What you have to do:
All of the data below should be written out exactly.
-- -- --
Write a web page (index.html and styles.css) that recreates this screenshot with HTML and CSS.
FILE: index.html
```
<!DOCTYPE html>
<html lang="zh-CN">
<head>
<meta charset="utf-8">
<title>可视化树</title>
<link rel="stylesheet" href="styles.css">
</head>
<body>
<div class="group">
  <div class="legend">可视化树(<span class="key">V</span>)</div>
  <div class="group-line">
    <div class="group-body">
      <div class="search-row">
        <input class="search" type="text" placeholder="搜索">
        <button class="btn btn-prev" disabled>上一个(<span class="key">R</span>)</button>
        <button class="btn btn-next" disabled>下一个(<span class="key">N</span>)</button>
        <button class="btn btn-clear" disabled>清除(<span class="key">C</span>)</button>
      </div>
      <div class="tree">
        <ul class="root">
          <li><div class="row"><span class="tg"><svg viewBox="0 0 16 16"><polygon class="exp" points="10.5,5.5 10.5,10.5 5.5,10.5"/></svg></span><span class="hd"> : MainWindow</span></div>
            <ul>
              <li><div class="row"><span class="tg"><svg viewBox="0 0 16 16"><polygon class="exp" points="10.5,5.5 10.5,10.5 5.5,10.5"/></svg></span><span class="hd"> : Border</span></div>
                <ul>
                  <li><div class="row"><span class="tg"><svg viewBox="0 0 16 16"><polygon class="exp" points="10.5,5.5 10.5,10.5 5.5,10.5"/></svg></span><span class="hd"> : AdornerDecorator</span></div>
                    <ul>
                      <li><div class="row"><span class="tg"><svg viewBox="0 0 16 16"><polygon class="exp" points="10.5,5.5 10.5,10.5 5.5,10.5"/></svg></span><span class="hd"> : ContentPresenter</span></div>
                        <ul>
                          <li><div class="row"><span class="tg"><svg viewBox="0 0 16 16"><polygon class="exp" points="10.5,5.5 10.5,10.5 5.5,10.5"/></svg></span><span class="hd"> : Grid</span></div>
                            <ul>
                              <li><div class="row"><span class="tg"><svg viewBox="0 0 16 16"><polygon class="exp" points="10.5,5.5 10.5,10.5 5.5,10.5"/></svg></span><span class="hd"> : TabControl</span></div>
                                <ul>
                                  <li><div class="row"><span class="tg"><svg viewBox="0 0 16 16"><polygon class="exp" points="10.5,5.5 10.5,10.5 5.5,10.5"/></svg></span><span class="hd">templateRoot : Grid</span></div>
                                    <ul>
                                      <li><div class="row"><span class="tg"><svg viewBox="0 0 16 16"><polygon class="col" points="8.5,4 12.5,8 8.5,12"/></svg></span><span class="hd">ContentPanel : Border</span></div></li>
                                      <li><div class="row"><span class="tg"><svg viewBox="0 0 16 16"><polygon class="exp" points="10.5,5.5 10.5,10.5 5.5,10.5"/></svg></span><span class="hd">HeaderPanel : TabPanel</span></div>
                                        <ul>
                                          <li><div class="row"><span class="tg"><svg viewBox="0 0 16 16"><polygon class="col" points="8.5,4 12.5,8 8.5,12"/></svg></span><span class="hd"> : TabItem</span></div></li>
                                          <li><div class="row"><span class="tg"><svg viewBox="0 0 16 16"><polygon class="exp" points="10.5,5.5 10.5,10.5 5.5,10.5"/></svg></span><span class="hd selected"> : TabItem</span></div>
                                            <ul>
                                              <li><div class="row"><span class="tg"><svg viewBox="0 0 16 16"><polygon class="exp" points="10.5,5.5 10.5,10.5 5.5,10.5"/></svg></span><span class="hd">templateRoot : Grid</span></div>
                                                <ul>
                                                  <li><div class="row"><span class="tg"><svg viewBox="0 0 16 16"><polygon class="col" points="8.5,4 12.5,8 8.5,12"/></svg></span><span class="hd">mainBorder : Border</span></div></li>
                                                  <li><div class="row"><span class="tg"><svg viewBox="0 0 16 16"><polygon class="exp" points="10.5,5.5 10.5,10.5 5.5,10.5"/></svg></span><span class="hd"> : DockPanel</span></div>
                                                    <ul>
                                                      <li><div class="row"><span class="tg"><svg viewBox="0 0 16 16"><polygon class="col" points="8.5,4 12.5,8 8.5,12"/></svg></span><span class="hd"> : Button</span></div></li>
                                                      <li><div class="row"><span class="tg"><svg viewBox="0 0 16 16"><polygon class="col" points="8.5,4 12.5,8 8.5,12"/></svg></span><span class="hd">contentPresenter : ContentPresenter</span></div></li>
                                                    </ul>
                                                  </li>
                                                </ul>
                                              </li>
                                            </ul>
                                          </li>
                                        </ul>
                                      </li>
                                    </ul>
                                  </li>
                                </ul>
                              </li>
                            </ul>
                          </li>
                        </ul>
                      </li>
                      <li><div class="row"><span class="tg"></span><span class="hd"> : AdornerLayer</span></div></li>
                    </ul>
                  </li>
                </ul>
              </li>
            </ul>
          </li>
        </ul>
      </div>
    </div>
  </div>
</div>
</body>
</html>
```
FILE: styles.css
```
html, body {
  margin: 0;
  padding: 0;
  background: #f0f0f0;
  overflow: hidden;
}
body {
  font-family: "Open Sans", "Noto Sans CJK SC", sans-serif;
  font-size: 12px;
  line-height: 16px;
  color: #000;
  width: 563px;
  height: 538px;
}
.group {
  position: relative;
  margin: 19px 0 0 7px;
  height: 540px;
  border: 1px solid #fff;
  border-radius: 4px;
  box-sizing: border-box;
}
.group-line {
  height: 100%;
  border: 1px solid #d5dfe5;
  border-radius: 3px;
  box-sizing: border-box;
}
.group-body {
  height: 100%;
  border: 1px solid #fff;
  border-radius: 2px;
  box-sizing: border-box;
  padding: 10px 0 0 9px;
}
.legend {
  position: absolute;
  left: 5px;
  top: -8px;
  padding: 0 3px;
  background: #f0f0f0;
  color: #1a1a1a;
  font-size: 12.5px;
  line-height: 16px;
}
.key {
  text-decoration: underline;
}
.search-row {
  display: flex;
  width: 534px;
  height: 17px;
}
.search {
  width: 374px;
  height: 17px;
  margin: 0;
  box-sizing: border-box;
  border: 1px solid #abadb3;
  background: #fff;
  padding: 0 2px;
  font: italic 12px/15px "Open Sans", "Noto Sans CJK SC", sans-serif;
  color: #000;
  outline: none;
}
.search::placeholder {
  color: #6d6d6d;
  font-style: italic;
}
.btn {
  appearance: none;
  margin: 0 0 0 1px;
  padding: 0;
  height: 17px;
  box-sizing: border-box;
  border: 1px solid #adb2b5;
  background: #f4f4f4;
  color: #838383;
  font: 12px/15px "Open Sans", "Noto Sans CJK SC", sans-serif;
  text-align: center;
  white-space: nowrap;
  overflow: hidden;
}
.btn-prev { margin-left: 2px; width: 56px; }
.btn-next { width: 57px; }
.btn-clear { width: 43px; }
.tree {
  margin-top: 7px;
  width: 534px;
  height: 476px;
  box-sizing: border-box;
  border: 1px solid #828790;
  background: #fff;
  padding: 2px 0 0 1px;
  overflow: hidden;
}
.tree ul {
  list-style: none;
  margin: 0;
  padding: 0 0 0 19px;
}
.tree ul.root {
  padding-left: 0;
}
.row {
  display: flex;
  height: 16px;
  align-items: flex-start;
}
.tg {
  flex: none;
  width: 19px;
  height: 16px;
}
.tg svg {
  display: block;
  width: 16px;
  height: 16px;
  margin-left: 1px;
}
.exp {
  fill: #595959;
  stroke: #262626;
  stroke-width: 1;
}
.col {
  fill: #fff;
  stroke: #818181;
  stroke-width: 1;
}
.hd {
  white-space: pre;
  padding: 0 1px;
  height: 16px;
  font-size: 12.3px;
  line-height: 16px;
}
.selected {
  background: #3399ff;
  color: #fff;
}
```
-- -- --
Task response:
Write a web page (index.html and styles.css) that recreates this screenshot with HTML and CSS.
FILE: index.html
```
<!DOCTYPE html>
<html lang="zh-CN">
<head>
<meta charset="utf-8">
<title>可视化树</title>
<link rel="stylesheet" href="styles.css">
</head>
<body>
<div class="group">
  <div class="legend">可视化树(<span class="key">V</span>)</div>
  <div class="group-line">
    <div class="group-body">
      <div class="search-row">
        <input class="search" type="text" placeholder="搜索">
        <button class="btn btn-prev" disabled>上一个(<span class="key">R</span>)</button>
        <button class="btn btn-next" disabled>下一个(<span class="key">N</span>)</button>
        <button class="btn btn-clear" disabled>清除(<span class="key">C</span>)</button>
      </div>
      <div class="tree">
        <ul class="root">
          <li><div class="row"><span class="tg"><svg viewBox="0 0 16 16"><polygon class="exp" points="10.5,5.5 10.5,10.5 5.5,10.5"/></svg></span><span class="hd"> : MainWindow</span></div>
            <ul>
              <li><div class="row"><span class="tg"><svg viewBox="0 0 16 16"><polygon class="exp" points="10.5,5.5 10.5,10.5 5.5,10.5"/></svg></span><span class="hd"> : Border</span></div>
                <ul>
                  <li><div class="row"><span class="tg"><svg viewBox="0 0 16 16"><polygon class="exp" points="10.5,5.5 10.5,10.5 5.5,10.5"/></svg></span><span class="hd"> : AdornerDecorator</span></div>
                    <ul>
                      <li><div class="row"><span class="tg"><svg viewBox="0 0 16 16"><polygon class="exp" points="10.5,5.5 10.5,10.5 5.5,10.5"/></svg></span><span class="hd"> : ContentPresenter</span></div>
                        <ul>
                          <li><div class="row"><span class="tg"><svg viewBox="0 0 16 16"><polygon class="exp" points="10.5,5.5 10.5,10.5 5.5,10.5"/></svg></span><span class="hd"> : Grid</span></div>
                            <ul>
                              <li><div class="row"><span class="tg"><svg viewBox="0 0 16 16"><polygon class="exp" points="10.5,5.5 10.5,10.5 5.5,10.5"/></svg></span><span class="hd"> : TabControl</span></div>
                                <ul>
                                  <li><div class="row"><span class="tg"><svg viewBox="0 0 16 16"><polygon class="exp" points="10.5,5.5 10.5,10.5 5.5,10.5"/></svg></span><span class="hd">templateRoot : Grid</span></div>
                                    <ul>
                                      <li><div class="row"><span class="tg"><svg viewBox="0 0 16 16"><polygon class="col" points="8.5,4 12.5,8 8.5,12"/></svg></span><span class="hd">ContentPanel : Border</span></div></li>
                                      <li><div class="row"><span class="tg"><svg viewBox="0 0 16 16"><polygon class="exp" points="10.5,5.5 10.5,10.5 5.5,10.5"/></svg></span><span class="hd">HeaderPanel : TabPanel</span></div>
                                        <ul>
                                          <li><div class="row"><span class="tg"><svg viewBox="0 0 16 16"><polygon class="col" points="8.5,4 12.5,8 8.5,12"/></svg></span><span class="hd"> : TabItem</span></div></li>
                                          <li><div class="row"><span class="tg"><svg viewBox="0 0 16 16"><polygon class="exp" points="10.5,5.5 10.5,10.5 5.5,10.5"/></svg></span><span class="hd selected"> : TabItem</span></div>
                                            <ul>
                                              <li><div class="row"><span class="tg"><svg viewBox="0 0 16 16"><polygon class="exp" points="10.5,5.5 10.5,10.5 5.5,10.5"/></svg></span><span class="hd">templateRoot : Grid</span></div>
                                                <ul>
                                                  <li><div class="row"><span class="tg"><svg viewBox="0 0 16 16"><polygon class="col" points="8.5,4 12.5,8 8.5,12"/></svg></span><span class="hd">mainBorder : Border</span></div></li>
                                                  <li><div class="row"><span class="tg"><svg viewBox="0 0 16 16"><polygon class="exp" points="10.5,5.5 10.5,10.5 5.5,10.5"/></svg></span><span class="hd"> : DockPanel</span></div>
                                                    <ul>
                                                      <li><div class="row"><span class="tg"><svg viewBox="0 0 16 16"><polygon class="col" points="8.5,4 12.5,8 8.5,12"/></svg></span><span class="hd"> : Button</span></div></li>
                                                      <li><div class="row"><span class="tg"><svg viewBox="0 0 16 16"><polygon class="col" points="8.5,4 12.5,8 8.5,12"/></svg></span><span class="hd">contentPresenter : ContentPresenter</span></div></li>
                                                    </ul>
                                                  </li>
                                                </ul>
                                              </li>
                                            </ul>
                                          </li>
                                        </ul>
                                      </li>
                                    </ul>
                                  </li>
                                </ul>
                              </li>
                            </ul>
                          </li>
                        </ul>
                      </li>
                      <li><div class="row"><span class="tg"></span><span class="hd"> : AdornerLayer</span></div></li>
                    </ul>
                  </li>
                </ul>
              </li>
            </ul>
          </li>
        </ul>
      </div>
    </div>
  </div>
</div>
</body>
</html>
```
FILE: styles.css
```
html, body {
  margin: 0;
  padding: 0;
  background: #f0f0f0;
  overflow: hidden;
}
body {
  font-family: "Open Sans", "Noto Sans CJK SC", sans-serif;
  font-size: 12px;
  line-height: 16px;
  color: #000;
  width: 563px;
  height: 538px;
}
.group {
  position: relative;
  margin: 19px 0 0 7px;
  height: 540px;
  border: 1px solid #fff;
  border-radius: 4px;
  box-sizing: border-box;
}
.group-line {
  height: 100%;
  border: 1px solid #d5dfe5;
  border-radius: 3px;
  box-sizing: border-box;
}
.group-body {
  height: 100%;
  border: 1px solid #fff;
  border-radius: 2px;
  box-sizing: border-box;
  padding: 10px 0 0 9px;
}
.legend {
  position: absolute;
  left: 5px;
  top: -8px;
  padding: 0 3px;
  background: #f0f0f0;
  color: #1a1a1a;
  font-size: 12.5px;
  line-height: 16px;
}
.key {
  text-decoration: underline;
}
.search-row {
  display: flex;
  width: 534px;
  height: 17px;
}
.search {
  width: 374px;
  height: 17px;
  margin: 0;
  box-sizing: border-box;
  border: 1px solid #abadb3;
  background: #fff;
  padding: 0 2px;
  font: italic 12px/15px "Open Sans", "Noto Sans CJK SC", sans-serif;
  color: #000;
  outline: none;
}
.search::placeholder {
  color: #6d6d6d;
  font-style: italic;
}
.btn {
  appearance: none;
  margin: 0 0 0 1px;
  padding: 0;
  height: 17px;
  box-sizing: border-box;
  border: 1px solid #adb2b5;
  background: #f4f4f4;
  color: #838383;
  font: 12px/15px "Open Sans", "Noto Sans CJK SC", sans-serif;
  text-align: center;
  white-space: nowrap;
  overflow: hidden;
}
.btn-prev { margin-left: 2px; width: 56px; }
.btn-next { width: 57px; }
.btn-clear { width: 43px; }
.tree {
  margin-top: 7px;
  width: 534px;
  height: 476px;
  box-sizing: border-box;
  border: 1px solid #828790;
  background: #fff;
  padding: 2px 0 0 1px;
  overflow: hidden;
}
.tree ul {
  list-style: none;
  margin: 0;
  padding: 0 0 0 19px;
}
.tree ul.root {
  padding-left: 0;
}
.row {
  display: flex;
  height: 16px;
  align-items: flex-start;
}
.tg {
  flex: none;
  width: 19px;
  height: 16px;
}
.tg svg {
  display: block;
  width: 16px;
  height: 16px;
  margin-left: 1px;
}
.exp {
  fill: #595959;
  stroke: #262626;
  stroke-width: 1;
}
.col {
  fill: #fff;
  stroke: #818181;
  stroke-width: 1;
}
.hd {
  white-space: pre;
  padding: 0 1px;
  height: 16px;
  font-size: 12.3px;
  line-height: 16px;
}
.selected {
  background: #3399ff;
  color: #fff;
}
```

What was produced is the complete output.